6. Formation of Economic Policy:
Index numbers prove very useful to the government in formulating as well as evaluating economic policies. Index numbers measure changes in the economic conditions and, with this information, help the planners to formulate appropriate economic policies. Further, whether particular economic policy is good or bad is also judged by index numbers.
7. Useful in All Fields:
Index numbers are useful in almost all the fields. They are specially important in economic field.
Some of the specific uses of index numbers in the economic field are:
(a) They are useful in analysing markets for specific commodities.
(b) In the share market, the index numbers can provide data about the trends in the share prices,
(c) With the help of index numbers, the Railways can get information about the changes in goods traffic.
(d) The bankers can get information about the changes in deposits by means of index numbers.

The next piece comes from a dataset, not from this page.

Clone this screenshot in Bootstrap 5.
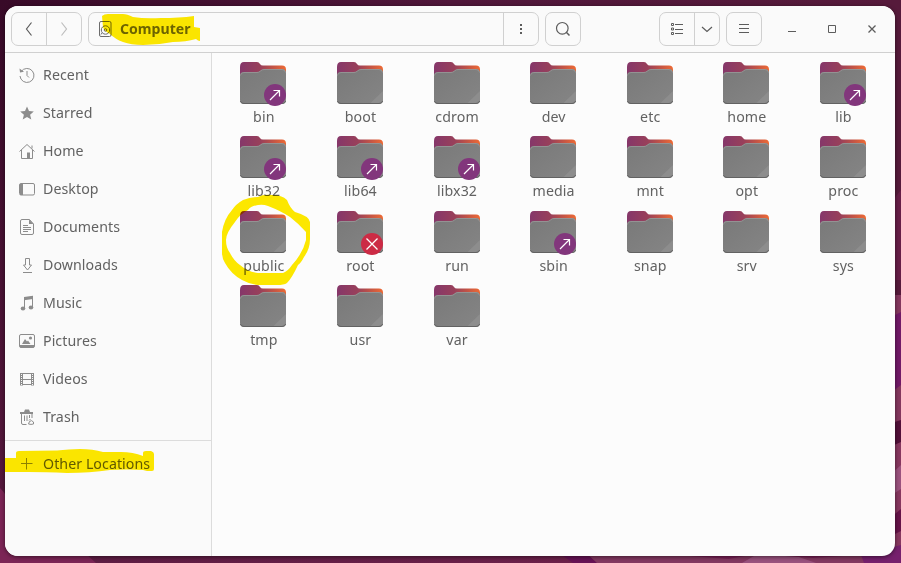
<!DOCTYPE html>
<html lang="en">
<head>
<meta charset="utf-8">
<meta name="viewport" content="width=device-width, initial-scale=1">
<title>Computer</title>
<link rel="stylesheet" href="https://cdn.jsdelivr.net/npm/bootstrap@5.3.0/dist/css/bootstrap.min.css">
<style>
body{width:901px;height:563px;font:14.2px/20px "Noto Sans","Open Sans",sans-serif;color:#5c5c5c;background:#551a3a}
svg{display:block;flex:none;fill:none;stroke:currentColor}
.wallpaper{left:0;top:0;stroke:none}
.files-window{margin:6px 6px 7px 5px;width:890px;height:550px;border-radius:13px;background:#fcfcfc;box-shadow:0 1px 4px rgba(0,0,0,.55)}
.titlebar{height:47px;padding:0 6px;background:#fafafa;border-bottom:1px solid #d0d0d0}
.tool-group{height:34px;border:1px solid #d0d0d0;border-radius:7px;color:#5c5c5c}
.tool{border:0;background:none;color:inherit;padding:0}
.tool+.tool,.location+.tool{border-left:1px solid #d0d0d0}
.w34{width:34px}.w35{width:35px}.w26{width:25px}.w40{width:40px}
.location{width:414px;padding-left:9px;gap:7px;font-weight:700;font-size:14.1px;color:#6c6c6c}
.places{width:207px;background:#fafafa;border-right:1px solid #dcdcdc;padding-top:3px}
.place{height:38px;padding-left:14px;gap:8px;color:#626262}
.place span{letter-spacing:.06px}
.place svg{color:#8c8c8c}
.place-rule{height:1px;background:#dcdcdc;margin:4px 0}
.file-grid{display:grid;grid-template-columns:repeat(7,96.6px);grid-auto-rows:74.35px;padding:9px 0 0 3.15px;align-content:start;color:#626262}
.file-grid span{padding-left:.8px;letter-spacing:.1px}
.folder{width:46px;height:42px;margin-bottom:3px}
.emblem{right:0;bottom:-2px}
.folder>svg{stroke:none}
.emblem{stroke:none}
.marker{mix-blend-mode:multiply;stroke:none;fill:#ffea00;left:0;top:0;pointer-events:none}
</style>
<script src="https://cdn.jsdelivr.net/npm/bootstrap@5.3.0/dist/js/bootstrap.bundle.min.js"></script>
</head>
<body class="overflow-hidden position-relative">
<svg class="wallpaper position-absolute" width="901" height="563">
<defs>
<linearGradient id="wallTop"><stop stop-color="#380a28"/><stop offset=".5" stop-color="#50173a"/><stop offset="1" stop-color="#561a3b"/></linearGradient>
<linearGradient id="wallLeft" x2="0" y2="1"><stop stop-color="#380a28"/><stop offset="1" stop-color="#5a1a40"/></linearGradient>
<linearGradient id="wallBottom"><stop stop-color="#5c1c42"/><stop offset="1" stop-color="#762450"/></linearGradient>
<linearGradient id="tabFill"><stop stop-color="#85376a"/><stop offset=".45" stop-color="#99405a"/><stop offset=".75" stop-color="#c75644"/><stop offset="1" stop-color="#ee6b35"/></linearGradient>
<linearGradient id="frontFill" x2="1" y2="1"><stop stop-color="#797979"/><stop offset="1" stop-color="#858585"/></linearGradient>
<symbol id="folder" viewBox="0 0 46 42">
<path d="M0 5q0-5 4-5h13q2 0 3 2 1 1.500 3 1.500h19q4 0 4 4V20H0z" fill="url(#tabFill)"/>
<path d="M0 13.500Q0 10 4 10h13q2 0 3.500-1.500T24 7h18q4 0 4 4v27q0 4-4 4H4q-4 0-4-4z" fill="url(#frontFill)"/>
<path d="M.5 13.500q0-3 3.500-3h13q2 0 3.500-1.500T24 7.500h18q3 0 3.500 3" fill="none" stroke="#999" stroke-width=".8"/>
<path d="M33 41.500 46 29v9q0 3.500-4 3.500z" fill="#8d8d8d"/>
<path d="M.4 39q.6 2.500 3.600 2.500h38q3 0 3.600-2.500" fill="none" stroke="#626262"/>
</symbol>
<symbol id="link" viewBox="0 0 22 22"><circle cx="11" cy="11" r="11" fill="#82367c"/><path d="M6 16 15.500 6.500M9.500 6.500h6v6" fill="none" stroke="#fff" stroke-width="1.200"/></symbol>
<symbol id="locked" viewBox="0 0 22 22"><circle cx="11" cy="11" r="11" fill="#cc2b45"/><path d="m5.500 5.500 11 11m0-11-11 11" fill="none" stroke="#fff" stroke-width="1.300"/></symbol>
</defs>
<path fill="url(#wallTop)" d="M0 0h901v20H0z"/>
<path fill="url(#wallLeft)" d="M0 0h10v563H0z"/>
<path fill="#561a3b" d="M885 0h16v563h-16z"/>
<path fill="#661e47" d="m885 210 16-20v90h-16z"/>
<path fill="#84375e" d="M885 295h16v128l-16 5z"/>
<path fill="#711967" d="m885 320 16-8v73l-16 12z"/>
<path fill="#521039" d="m885 425 16-5v22l-16 7z"/>
<path fill="#87375f" d="m885 449 16-7v121h-16z"/>
<path fill="#9b527e" d="m890 475 11-10v24l-11 7z"/>
<path fill="#651348" d="m885 522 16-13v22l-16 8z"/>
<path fill="url(#wallBottom)" d="M0 550h901v13H0z"/>
<path fill="#7c2556" d="M0 488q7 7 10 16v50h76l10 9H0z"/>
<path fill="#671255" d="M555 550h28l14 13h-24z"/>
<path fill="#843861" d="m583 550 14 13h270l-10-13z"/>
<path fill="#9a527e" d="m742 563 12-7h42l20 7z"/>
<path fill="#7a2056" d="m690 556h55l-16 3zM785 556h58l-30 2z"/>
<path fill="#76206d" d="m864 563-3-8 40-10v18z"/>
</svg>

<main class="files-window position-relative overflow-hidden d-flex flex-column">
<header class="titlebar d-flex align-items-center">
  <div class="tool-group d-flex" style="margin-right:6px">
    <button class="tool w34 d-flex align-items-center justify-content-center" aria-label="Back"><svg width="16" height="16"><path d="M10.500 1.500 5.500 8l5 6.500" stroke-width="1.200"/></svg></button>
    <button class="tool w35 d-flex align-items-center justify-content-center" aria-label="Forward"><svg width="16" height="16" opacity=".38"><path d="m5.500 1.500 5 6.500-5 6.500" stroke-width="1.200"/></svg></button>
  </div>
  <div class="tool-group d-flex" style="margin-right:6px">
    <div class="location d-flex align-items-center"><svg width="15" height="16"><rect x="1.500" y=".5" width="11.500" height="15" rx="1.500"/><circle cx="7.500" cy="9" r="4.200"/><circle cx="7.500" cy="9" r="1.300"/><path d="m4 12-1 1.500"/></svg><span>Computer</span></div>
    <button class="tool w35 d-flex align-items-center justify-content-center" aria-label="More"><svg width="16" height="16"><path fill="currentColor" stroke="none" d="M7 3h2v2H7zm0 4h2v2H7zm0 4h2v2H7z"/></svg></button>
  </div>
  <div class="tool-group d-flex"><button class="tool w34 d-flex align-items-center justify-content-center" aria-label="Search"><svg width="16" height="16"><circle cx="7.300" cy="7.300" r="5.800" stroke-width="1.200"/><path d="m11.300 11.300 3.200 3.200" stroke-width="1.500"/></svg></button></div>
  <div class="tool-group d-flex ms-auto" style="margin-right:6px">
    <button class="tool w34 d-flex align-items-center justify-content-center" aria-label="List view"><svg width="16" height="16"><path d="M2.500 2.500h2v2h-2zm0 4.500h2v2h-2zm0 4.500h2v2h-2zM6 3.500h8M6 8.500h8M6 12.500h8"/></svg></button>
    <button class="tool w26 d-flex align-items-center justify-content-center" aria-label="View options"><svg width="16" height="16"><path d="m3 6 5 4.500L13 6" stroke-width="1.200"/></svg></button>
  </div>
  <div class="tool-group d-flex" style="margin-right:10px"><button class="tool w34 d-flex align-items-center justify-content-center" aria-label="Menu"><svg width="16" height="16"><path d="M3 3.500h10M3 7.500h10M3 11.500h10"/></svg></button></div>
  <button class="tool w40 border-0 d-flex justify-content-center" aria-label="Minimize"><svg width="16" height="16"><path d="M4 10.500h8"/></svg></button>
  <button class="tool w40 border-0 d-flex justify-content-center" aria-label="Maximize"><svg width="16" height="16"><path d="M4.500 4.500h7v7h-7z"/></svg></button>
  <button class="tool w34 border-0 d-flex justify-content-center" style="margin-left:3px" aria-label="Close"><svg width="16" height="16"><path d="m4.500 4.500 7 7m0-7-7 7" stroke-width="1.300"/></svg></button>
</header>
<div class="d-flex flex-grow-1">
<nav class="places d-flex flex-column">
  <div class="place d-flex align-items-center"><svg width="16" height="16"><path d="M2.200 4.500A7 7 0 1 1 1 9M8 4v4.500l2 2"/><path d="m.5 1.500.500 4 4-.8z" fill="currentColor" stroke="none"/></svg><span>Recent</span></div>
  <div class="place d-flex align-items-center"><svg width="16" height="16"><path fill="currentColor" stroke="none" d="m8 1.500 2 4.600 4.800.4-3.700 3.200 1.200 4.800L8 12l-4.300 2.500 1.200-4.800-3.700-3.200 4.800-.4z"/></svg><span>Starred</span></div>
  <div class="place d-flex align-items-center"><svg width="16" height="16"><path d="M.5 8.500 8 1.500l7.500 7M2.500 7v8.500h11V7M13 2.500v3"/><path d="M8 9.500h3V15H8z" fill="currentColor" stroke="none"/></svg><span>Home</span></div>
  <div class="place d-flex align-items-center"><svg width="16" height="16"><rect x=".5" y="2.500" width="15" height="11.500" rx="1.500"/><path d="M1 3h3v11H1z" fill="currentColor" stroke="none"/></svg><span>Desktop</span></div>
  <div class="place d-flex align-items-center"><svg width="16" height="16"><path d="M3 .5h7.500L14.500 5v9q0 1.500-1.500 1.500H3q-1.500 0-1.500-1.500V2Q1.500.5 3 .5zM4 6.500h5M4 8.500h8M4 10.500h8M4 12.500h5"/><path d="M10 .5V5h4.500z" fill="currentColor" stroke="none"/></svg><span>Documents</span></div>
  <div class="place d-flex align-items-center"><svg width="16" height="16"><path d="M6.500 1.500h4V8h2l-4 5-4-5h2zM4 15.500h9"/></svg><span>Downloads</span></div>
  <div class="place d-flex align-items-center"><svg width="16" height="16"><path d="M5.500 13V3.500l8-1.500v10"/><path d="M5 2 14 .8V4L5 5.200z" fill="currentColor" stroke="none"/><ellipse cx="4" cy="13.500" rx="2.300" ry="1.900" fill="currentColor" stroke="none"/><ellipse cx="12" cy="12.500" rx="2.300" ry="1.900" fill="currentColor" stroke="none"/></svg><span>Music</span></div>
  <div class="place d-flex align-items-center"><svg width="16" height="16"><rect x=".5" y="1.500" width="15" height="13" rx="1.500"/><path d="M1 12h14v2.500H1zM3 11l3-5 2 2.500 1-1 2.500 3.500z" fill="currentColor" stroke="none"/><circle cx="11.500" cy="5" r="1.600" fill="currentColor" stroke="none"/></svg><span>Pictures</span></div>
  <div class="place d-flex align-items-center"><svg width="16" height="16"><path d="M1.500 2v12.500M14.500 2v12.500M3.500 2v12.500M12.500 2v12.500M3 2.500h10M3 8.500h10M3 13.500h10"/><path d="M2.500 2v12.500m11-12.500v12.500" stroke-dasharray="1 1"/></svg><span>Videos</span></div>
  <div class="place d-flex align-items-center"><svg width="16" height="16"><path d="M2.500 5v9q0 1.500 1.500 1.500h3.500M13 5v4M5.500 6.500V12M8 6.500V12M10.500 6v3M10 11.500l1.500-1.500M9.500 15l1-2.500q2-2 4 .5v2q-2.500.8-5 0z"/><path d="M1 3h13v2H1zM5 3l1-2.500h4L11 3z" fill="currentColor" stroke="none"/></svg><span>Trash</span></div>
  <div class="place-rule"></div>
  <div class="place d-flex align-items-center"><svg width="16" height="16"><path d="M2 7.500h11.500M7.500 2v11.500"/></svg><span>Other Locations</span></div>
</nav>
<section class="file-grid flex-grow-1">
  <div class="d-flex flex-column align-items-center"><div class="folder position-relative"><svg width="46" height="42"><use href="#folder"/></svg><svg class="emblem position-absolute" width="22" height="22"><use href="#link"/></svg></div><span>bin</span></div>
  <div class="d-flex flex-column align-items-center"><div class="folder"><svg width="46" height="42"><use href="#folder"/></svg></div><span>boot</span></div>
  <div class="d-flex flex-column align-items-center"><div class="folder"><svg width="46" height="42"><use href="#folder"/></svg></div><span>cdrom</span></div>
  <div class="d-flex flex-column align-items-center"><div class="folder"><svg width="46" height="42"><use href="#folder"/></svg></div><span>dev</span></div>
  <div class="d-flex flex-column align-items-center"><div class="folder"><svg width="46" height="42"><use href="#folder"/></svg></div><span>etc</span></div>
  <div class="d-flex flex-column align-items-center"><div class="folder"><svg width="46" height="42"><use href="#folder"/></svg></div><span>home</span></div>
  <div class="d-flex flex-column align-items-center"><div class="folder position-relative"><svg width="46" height="42"><use href="#folder"/></svg><svg class="emblem position-absolute" width="22" height="22"><use href="#link"/></svg></div><span>lib</span></div>
  <div class="d-flex flex-column align-items-center"><div class="folder position-relative"><svg width="46" height="42"><use href="#folder"/></svg><svg class="emblem position-absolute" width="22" height="22"><use href="#link"/></svg></div><span>lib32</span></div>
  <div class="d-flex flex-column align-items-center"><div class="folder position-relative"><svg width="46" height="42"><use href="#folder"/></svg><svg class="emblem position-absolute" width="22" height="22"><use href="#link"/></svg></div><span>lib64</span></div>
  <div class="d-flex flex-column align-items-center"><div class="folder position-relative"><svg width="46" height="42"><use href="#folder"/></svg><svg class="emblem position-absolute" width="22" height="22"><use href="#link"/></svg></div><span>libx32</span></div>
  <div class="d-flex flex-column align-items-center"><div class="folder"><svg width="46" height="42"><use href="#folder"/></svg></div><span>media</span></div>
  <div class="d-flex flex-column align-items-center"><div class="folder"><svg width="46" height="42"><use href="#folder"/></svg></div><span>mnt</span></div>
  <div class="d-flex flex-column align-items-center"><div class="folder"><svg width="46" height="42"><use href="#folder"/></svg></div><span>opt</span></div>
  <div class="d-flex flex-column align-items-center"><div class="folder"><svg width="46" height="42"><use href="#folder"/></svg></div><span>proc</span></div>
  <div class="d-flex flex-column align-items-center"><div class="folder"><svg width="46" height="42"><use href="#folder"/></svg></div><span>public</span></div>
  <div class="d-flex flex-column align-items-center"><div class="folder position-relative"><svg width="46" height="42"><use href="#folder"/></svg><svg class="emblem position-absolute" width="22" height="22"><use href="#locked"/></svg></div><span>root</span></div>
  <div class="d-flex flex-column align-items-center"><div class="folder"><svg width="46" height="42"><use href="#folder"/></svg></div><span>run</span></div>
  <div class="d-flex flex-column align-items-center"><div class="folder position-relative"><svg width="46" height="42"><use href="#folder"/></svg><svg class="emblem position-absolute" width="22" height="22"><use href="#link"/></svg></div><span>sbin</span></div>
  <div class="d-flex flex-column align-items-center"><div class="folder"><svg width="46" height="42"><use href="#folder"/></svg></div><span>snap</span></div>
  <div class="d-flex flex-column align-items-center"><div class="folder"><svg width="46" height="42"><use href="#folder"/></svg></div><span>srv</span></div>
  <div class="d-flex flex-column align-items-center"><div class="folder"><svg width="46" height="42"><use href="#folder"/></svg></div><span>sys</span></div>
  <div class="d-flex flex-column align-items-center"><div class="folder"><svg width="46" height="42"><use href="#folder"/></svg></div><span>tmp</span></div>
  <div class="d-flex flex-column align-items-center"><div class="folder"><svg width="46" height="42"><use href="#folder"/></svg></div><span>usr</span></div>
  <div class="d-flex flex-column align-items-center"><div class="folder"><svg width="46" height="42"><use href="#folder"/></svg></div><span>var</span></div>
</section>
</div>
</main>
<!-- Highlighter strokes laid over the window -->
<svg class="marker position-absolute" width="901" height="563">
<path d="M102 16q2-2 6-2h15q4 0 10 3 12 2 28 1 18 0 33-2v11l6 1v13q-2 0-4-2-10 3-23 3-15 3-30 3-12 0-20-3-8-3-13-8-6-3-7-7z"/>
<path d="M5 458h11v-5q0-2 3-2l38-.5q12-1.500 23-1.500 13 0 23 3h18q12 0 22 4v-3q0-2 3-2h5q3 1 3 3v15q0 2-2 2h-5l-4-1q-16-1-33 0-20 3-43 3-22-1-39-1H5z"/>
<path fill-rule="evenodd" d="M243 200Q250 197 258 197q5-3 14-2 10 0 15 5 3 8 8 12 14 4 15 10v17q0 10-6 18-3 6-6 8-6 13-11 18-3 2-10 2h-19q-9-1-16-5-11-6-17-17-3-5-3-10v-21q2-13 10-22 4-6 11-10zM258 205q-7 1-10 5-8 4-13 12-9 11-9 18 0 8 4 13 4 8 10 12 8 7 18 8h25q5-2 9-8 11-12 14-25v-8q-7-8-16-15-9-6-22-11-5-2-10-1z"/>
</svg>
</body>
</html>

Limitations of Index Numbers:
Index number technique itself has certain limitations which have greatly reduced its usefulness:
(i) Because of the various practical difficulties involved in their computation, the index numbers are never cent per cent correct.
(ii) There are no all-purpose index numbers. The index numbers prepared for one purpose cannot be used for another purpose. For example, the cost-of-living index numbers of factory workers cannot be used to measure changes in the value of money of the middle income group.
(iii) Index numbers cannot be reliably used to make international comparisons. Different countries include different items with different qualities and use different base years in constructing index numbers.
(iv) Index numbers measure only average change and indicate only broad trends. They do not provide accurate information.
(v) While preparing index numbers, quality of items is not considered. It may be possible that a general rise in the index is due to an improvement in the quality of a product and not because of a rise in its price.